WASHINGTON (Reuters) - A growing number of Republicans in the House of Representatives - including a handful of Tea Party-backed conservatives - are signaling greater flexibility than their leaders to reach a “fiscal cliff” deal with President Barack Obama.
They are not buckling on demands to slash spending or agreeing with Obama’s exact proposals to avert across-the-board tax hikes and spending cuts set to start on January 1.
But unlike House Speaker John Boehner, they suggest they would be open to higher tax rates on wealthy Americans as part of a broader deal to slash deficits.
Obama is hoping to appeal to more potential renegades to get a deal to avoid the massive tax hikes and spending cuts that economists say could tip the economy into a recession.
“If we can get a few House Republicans on board, we can pass the bill ... I‘m ready to sign it,” Obama said on Friday at an event in Pennsylvania.
The vast majority of Republicans in the House, led by Boehner, say they will not accept any higher tax rates, preferring to increase tax revenue through reforms and closing loopholes.
But among those newly voicing flexibility is Tea Party-endorsed Representative Sean Duffy of Wisconsin, who said he backs a “balanced” approach - adopting the language Democrats, including Obama, use to describe a tax rate increase on the rich, although he said he would rather raise revenue in other ways.
“I‘m not at rates, I‘m at revenue, I‘m at loopholes,” Duffy said. “But listen, revenue should be revenue, whether you are doing it by rates or loopholes.”
Representative Allen West of Florida, who had strong Tea Party backing but lost his bid for a second term, said he was open to a higher tax rate on those earning more than $2 million - a far higher threshold than Obama’s push to raise taxes on families with net incomes above $250,000 a year.
“If you want to talk about a compromise, that’s a fair compromise,” West said. “I want people to get to that million, I want people to get over that.
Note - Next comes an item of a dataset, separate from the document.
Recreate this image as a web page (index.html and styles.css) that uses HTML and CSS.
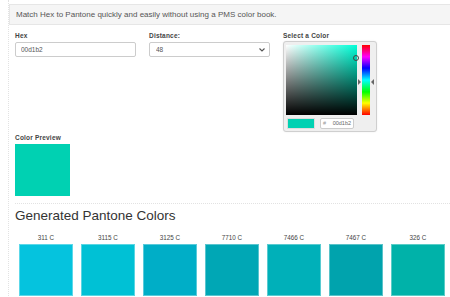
FILE: index.html
```html
<!DOCTYPE html>
<html lang="en">
<head>
    <meta charset="UTF-8">
    <meta name="viewport" content="width=device-width, initial-scale=1.0">
    <title>Hex to Pantone</title>
    <link rel="stylesheet" href="styles.css">
</head>
<body>
    <div class="page">
        <div class="intro">Match Hex to Pantone quickly and easily without using a PMS color book.</div>
        <div class="content">
            <div class="form-row">
                <div class="field">
                    <label for="hex">Hex</label>
                    <input type="text" id="hex" value="00d1b2">
                </div>
                <div class="field">
                    <label for="distance">Distance:</label>
                    <div class="select-wrap">
                        <select id="distance">
                            <option>48</option>
                        </select>
                        <svg class="chevron" width="6" height="4" viewBox="0 0 6 4"><path d="M0.5 0.5 L3 3 L5.5 0.5" fill="none" stroke="#555" stroke-width="1.1"/></svg>
                    </div>
                </div>
                <div class="field">
                    <label>Select a Color</label>
                    <div class="picker">
                        <div class="picker-top">
                            <div class="sv"><span class="sv-cursor"></span></div>
                            <div class="hue-wrap">
                                <div class="hue"></div>
                                <span class="arrow arrow-left"></span>
                                <span class="arrow arrow-right"></span>
                            </div>
                        </div>
                        <div class="picker-bottom">
                            <div class="picker-swatch"></div>
                            <div class="picker-hex"><span class="hash">#</span><span>00d1b2</span></div>
                        </div>
                    </div>
                </div>
            </div>

            <div class="preview">
                <label>Color Preview</label>
                <div class="preview-box"></div>
            </div>

            <div class="results">
                <h2>Generated Pantone Colors</h2>
                <div class="swatches">
                    <div class="swatch">
                        <div class="swatch-name">311 C</div>
                        <div class="swatch-block" style="background-color: #05c3de;"></div>
                        <div class="swatch-hex">#05C3DE</div>
                    </div>
                    <div class="swatch">
                        <div class="swatch-name">3115 C</div>
                        <div class="swatch-block" style="background-color: #00c1d5;"></div>
                        <div class="swatch-hex">#00C1D5</div>
                    </div>
                    <div class="swatch">
                        <div class="swatch-name">3125 C</div>
                        <div class="swatch-block" style="background-color: #00aec7;"></div>
                        <div class="swatch-hex">#00AEC7</div>
                    </div>
                    <div class="swatch">
                        <div class="swatch-name">7710 C</div>
                        <div class="swatch-block" style="background-color: #00a7b5;"></div>
                        <div class="swatch-hex">#00A7B5</div>
                    </div>
                    <div class="swatch">
                        <div class="swatch-name">7466 C</div>
                        <div class="swatch-block" style="background-color: #00b0b9;"></div>
                        <div class="swatch-hex">#00B0B9</div>
                    </div>
                    <div class="swatch">
                        <div class="swatch-name">7467 C</div>
                        <div class="swatch-block" style="background-color: #00a3ad;"></div>
                        <div class="swatch-hex">#00A3AD</div>
                    </div>
                    <div class="swatch">
                        <div class="swatch-name">326 C</div>
                        <div class="swatch-block" style="background-color: #00b2a9;"></div>
                        <div class="swatch-hex">#00B2A9</div>
                    </div>
                </div>
            </div>
        </div>
    </div>
</body>
</html>
```

FILE: styles.css
```css
body {
    font-family: "Liberation Sans", Arial, sans-serif;
    margin: 0;
    padding: 0;
    background-color: #fff;
    color: #333;
    overflow: hidden;
}
.page {
    margin-left: 8px;
    padding-top: 4px;
    border-left: 1px dotted #e2e2e2;
    min-height: 297px;
    box-sizing: border-box;
}
.intro {
    height: 21px;
    box-sizing: border-box;
    padding-left: 6px;
    font-size: 8px;
    line-height: 19px;
    color: #555;
    background-color: #f5f5f5;
    border: 1px solid #e6e6e6;
    border-right: none;
    white-space: nowrap;
}
.content {
    padding-left: 6px;
}
.form-row {
    display: grid;
    grid-template-columns: 121px 121px 94px;
    column-gap: 13px;
    margin-top: 6px;
}
label {
    display: block;
    font-size: 6.5px;
    font-weight: bold;
    line-height: 9px;
    color: #444;
    letter-spacing: 0.2px;
    margin-bottom: 2px;
}
input, select {
    display: block;
    width: 100%;
    height: 15px;
    box-sizing: border-box;
    border: 1px solid #ccc;
    border-radius: 2px;
    background-color: #fff;
    font-family: "Liberation Sans", Arial, sans-serif;
    font-size: 6.5px;
    color: #555;
    margin: 0;
}
input {
    padding: 0 5px;
}
select {
    padding: 0 6px;
    appearance: none;
    -webkit-appearance: none;
}
.select-wrap {
    position: relative;
}
.chevron {
    position: absolute;
    right: 5px;
    top: 6px;
}
.picker {
    width: 94px;
    height: 91px;
    box-sizing: border-box;
    margin-top: -1px;
    padding: 3px 1px 0 2px;
    background-color: #efefef;
    border: 1px solid #cfcfcf;
    border-radius: 3px;
    box-shadow: 0 0 2px rgba(0, 0, 0, 0.08);
}
.picker-top {
    display: flex;
    height: 70px;
}
.sv {
    position: relative;
    width: 71px;
    height: 70px;
    background: linear-gradient(to top, #000, rgba(0, 0, 0, 0)),
                linear-gradient(to right, #fff, #00ffd8);
}
.sv-cursor {
    position: absolute;
    left: 67px;
    top: 10px;
    width: 4px;
    height: 4px;
    border: 1px solid #444;
    border-radius: 50%;
}
.hue-wrap {
    position: relative;
    width: 17px;
    margin-left: 1px;
    padding-left: 4px;
    box-sizing: border-box;
}
.hue {
    width: 8px;
    height: 70px;
    background: linear-gradient(to bottom, #f00 0%, #f0f 17%, #00f 33%, #0ff 50%, #0f0 67%, #ff0 83%, #f00 100%);
}
.arrow {
    position: absolute;
    top: 34px;
    width: 0;
    height: 0;
    border-top: 3px solid transparent;
    border-bottom: 3px solid transparent;
}
.arrow-left {
    left: 0;
    border-left: 3px solid #666;
}
.arrow-right {
    left: 13px;
    border-right: 3px solid #666;
}
.picker-bottom {
    display: flex;
    margin-top: 3px;
    height: 11px;
}
.picker-swatch {
    width: 28px;
    margin-left: 1px;
    background-color: #00d1b2;
    border: 1px solid #ddd;
    box-sizing: border-box;
}
.picker-hex {
    display: flex;
    justify-content: space-between;
    width: 34px;
    margin-left: 5px;
    padding: 0 2px 0 2px;
    box-sizing: border-box;
    font-size: 5.5px;
    line-height: 9px;
    color: #666;
    background-color: #fff;
    border: 1px solid #ccc;
    border-radius: 2px;
}
.hash {
    color: #999;
}
.preview {
    margin-top: 1px;
}
.preview-box {
    width: 55px;
    height: 52px;
    background-color: #00d1b2;
    margin-top: 2px;
}
.results {
    margin-top: 7px;
    border-top: 1px dotted #e2e2e2;
}
.results h2 {
    margin: 0;
    padding-top: 4px;
    font-size: 13.5px;
    font-weight: normal;
    line-height: 16px;
    color: #333;
}
.swatches {
    display: grid;
    grid-template-columns: repeat(7, 62px);
    margin-top: 10px;
}
.swatch {
    text-align: center;
}
.swatch-name {
    font-size: 6.3px;
    line-height: 8px;
    color: #444;
    margin-bottom: 2px;
}
.swatch-block {
    width: 54px;
    height: 52px;
    margin: 0 auto;
    box-sizing: border-box;
    border: 1px solid rgba(255, 255, 255, 0.35);
}
.swatch-hex {
    font-size: 6.3px;
    line-height: 8px;
    color: #333;
}
```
Small business are 75 to 80 percent of our economy. I want to incentivize them.”
Even though West lost his seat, he would still be able to vote on a fiscal cliff deal since the new Congress is not sworn in until January.
Justin Amash, another Tea Party movement favorite, said everything needs to be considered to reduce the country’s debt burden.
“I don’t think it would be a good idea to raise tax rates,” said the Michigan representative who identifies himself as a libertarian. But Amash said: “I am not going to take anything off the table if we can resolve some of our biggest issues as a country.”
Amash has a perfect conservative voting record according to the Club for Growth, which evaluated whether freshmen lived up to their promises of fiscal constraint.
Several members or their aides expressed similar sentiments earlier in the week, among them seven-term Representative Mike Simpson of Idaho.
Republicans hold 241 of the 433 seats currently filled in the House, which has two vacancies. If Democrats vote as a solid block, they may need another 25 votes from Republicans to extend expiring tax cuts for 98 percent of taxpayers, as Obama wants, leaving the wealthiest with tax increases.
These comments contrast with what is still seems to be the dominant sentiment among Republicans, as voiced by Idaho Representative Raul Labrador.
“Any Republican who is talking right now about raising taxes is a fool. They are going on national TV and they are saying they are going to raise taxes for a phantom deal that doesn’t even exist,” Labrador said.
House Republicans also separately expressed concern that they are losing the publicity edge to Obama.
“We are getting our socks cleaned in the PR wars,” said Representative Pat Tiberi of Ohio.